Plastic anisotropy and slip systems in ringwoodite deformed to high shear strain in the Rotational Drickamer Apparatus

• Ringwoodite was deformed to high shear strain at 23 GPa and 1800 K.
• Textures were analyzed using synchrotron X-ray diffraction and the Rietveld method.
• Lattice strain theory was applied to interpret observed plastic anisotropy.
• Polycrystal plasticity modeling was performed to interpret experimental textures.
• Texture and lattice strain analysis are consistent with dominant {1 1 1}〈11¯0〉 slip.

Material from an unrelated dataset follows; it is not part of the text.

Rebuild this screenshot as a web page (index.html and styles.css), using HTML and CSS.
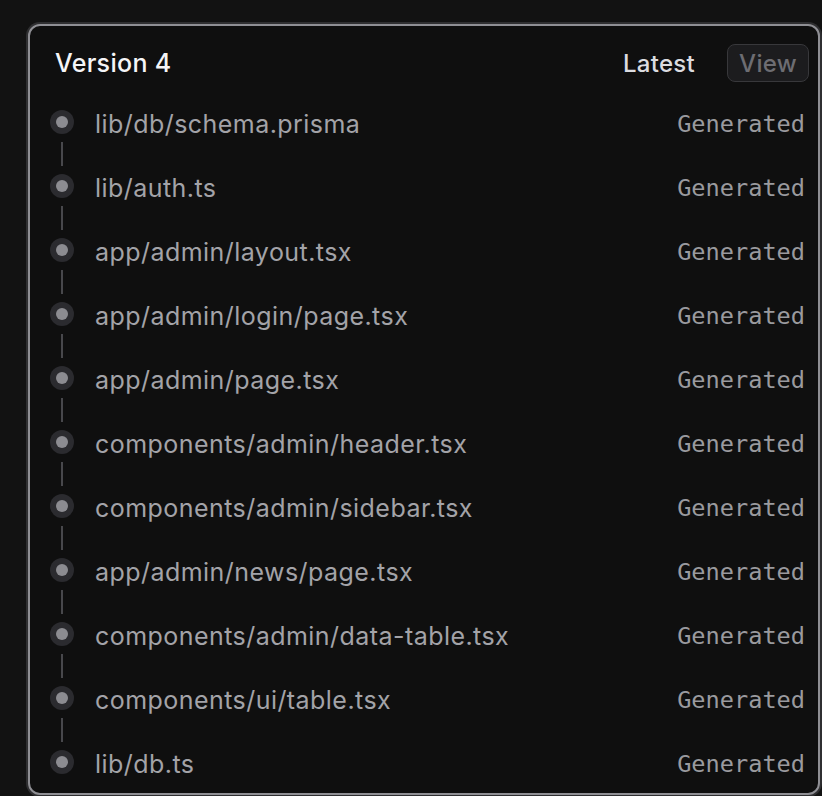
FILE: index.html
```html
<!DOCTYPE html>
<html>
<head>
<meta charset="utf-8">
<link rel="stylesheet" href="styles.css">
</head>
<body>
<div class="card">
  <div class="header">
    <div class="title">Version 4</div>
    <div class="latest">Latest</div>
    <button class="view">View</button>
  </div>
  <ul class="files">
    <li class="row"><span class="dot"></span><span class="name">lib/db/schema.prisma</span><span class="status">Generated</span></li>
    <li class="link"></li>
    <li class="row"><span class="dot"></span><span class="name">lib/auth.ts</span><span class="status">Generated</span></li>
    <li class="link"></li>
    <li class="row"><span class="dot"></span><span class="name">app/admin/layout.tsx</span><span class="status">Generated</span></li>
    <li class="link"></li>
    <li class="row"><span class="dot"></span><span class="name">app/admin/login/page.tsx</span><span class="status">Generated</span></li>
    <li class="link"></li>
    <li class="row"><span class="dot"></span><span class="name">app/admin/page.tsx</span><span class="status">Generated</span></li>
    <li class="link"></li>
    <li class="row"><span class="dot"></span><span class="name">components/admin/header.tsx</span><span class="status">Generated</span></li>
    <li class="link"></li>
    <li class="row"><span class="dot"></span><span class="name">components/admin/sidebar.tsx</span><span class="status">Generated</span></li>
    <li class="link"></li>
    <li class="row"><span class="dot"></span><span class="name">app/admin/news/page.tsx</span><span class="status">Generated</span></li>
    <li class="link"></li>
    <li class="row"><span class="dot"></span><span class="name">components/admin/data-table.tsx</span><span class="status">Generated</span></li>
    <li class="link"></li>
    <li class="row"><span class="dot"></span><span class="name">components/ui/table.tsx</span><span class="status">Generated</span></li>
    <li class="link"></li>
    <li class="row"><span class="dot"></span><span class="name">lib/db.ts</span><span class="status">Generated</span></li>
  </ul>
</div>
</body>
</html>
```
FILE: styles.css
```css
html, body {
  margin: 0;
  padding: 0;
  background: #121212;
  height: 796px;
  overflow: hidden;
}
body {
  font-family: "Inter", "Noto Sans", sans-serif;
}
.card {
  margin: 24px 0 0 28px;
  width: 792px;
  height: 771px;
  box-sizing: border-box;
  border: 2px solid #8f8f94;
  border-radius: 12px;
  box-shadow: 0 0 0 2px #2f2f31;
  background: #0f0f0f;
  overflow: hidden;
}
.header {
  display: flex;
  align-items: center;
  padding: 18px 9px 0 25px;
  height: 38px;
}
.title {
  flex: 1;
  color: #f5f5f7;
  font-size: 25px;
  font-weight: 500;
  letter-spacing: 0.3px;
}
.latest {
  color: #dcdce0;
  font-size: 24px;
  font-weight: 500;
  letter-spacing: 0.3px;
  margin-right: 32px;
}
.view {
  height: 38px;
  width: 82px;
  border: 1px solid #38383b;
  background: #1c1c1e;
  border-radius: 8px;
  color: #6d6d72;
  font-family: "Inter", sans-serif;
  font-size: 24px;
  font-weight: 500;
  letter-spacing: 0.3px;
  padding: 0;
}
.files {
  list-style: none;
  margin: 20px 0 0 0;
  padding: 0 13px 0 20px;
}
.row {
  display: flex;
  align-items: center;
  height: 40px;
}
.dot {
  width: 24px;
  height: 24px;
  border-radius: 50%;
  background: #2b2b2f;
  display: flex;
  align-items: center;
  justify-content: center;
  margin-right: 21px;
  flex: none;
}
.dot::after {
  content: "";
  width: 12px;
  height: 12px;
  border-radius: 50%;
  background: #8c8c91;
}
.name {
  flex: 1;
  color: #a3a3a8;
  font-size: 25px;
  letter-spacing: 0.45px;
  padding-top: 3px;
}
.status {
  color: #9a9a9e;
  font-family: "DejaVu Sans Mono", monospace;
  font-size: 23.6px;
  padding-top: 3px;
}
.link {
  height: 24px;
  width: 2px;
  margin-left: 11px;
  background: #48484c;
}
```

High shear strain deformation experiments up to equivalent strains of 180% were performed on ringwoodite at conditions of 23 GPa and 1800 K. At very large shear strains, deviation in the strengths of the (3 1 1) and (4 0 0) lattice planes is observed, indicating plastic anisotropy. Lattice strain theory was applied to calculate effective viscosities of the available slip systems from the observed plastic anisotropy. We find that the effective viscosities (unitless) are proportional to 0.43, 0.46, and 1.54 for the {1 1 1}〈11¯0〉, {11¯0}〈1 1 0〉 and {0 0 1}〈11¯0〉 slip systems respectively. This indicates that {1 1 1}〈11¯0〉 slip is slightly softer than {11¯0}〈11¯0〉 at these conditions. Additionally the {1 1 1}〈11¯0〉 slip system has significantly more symmetric variants than the slip systems involving other lattice planes, thus it is expected to dominate deformation. This is confirmed by polycrystal plasticity modeling using the viscoplastic self-consistent code (VPSC) which indicates that simulations with dominant {1 1 1}〈11¯0〉 slip provide the best match to experimental textures.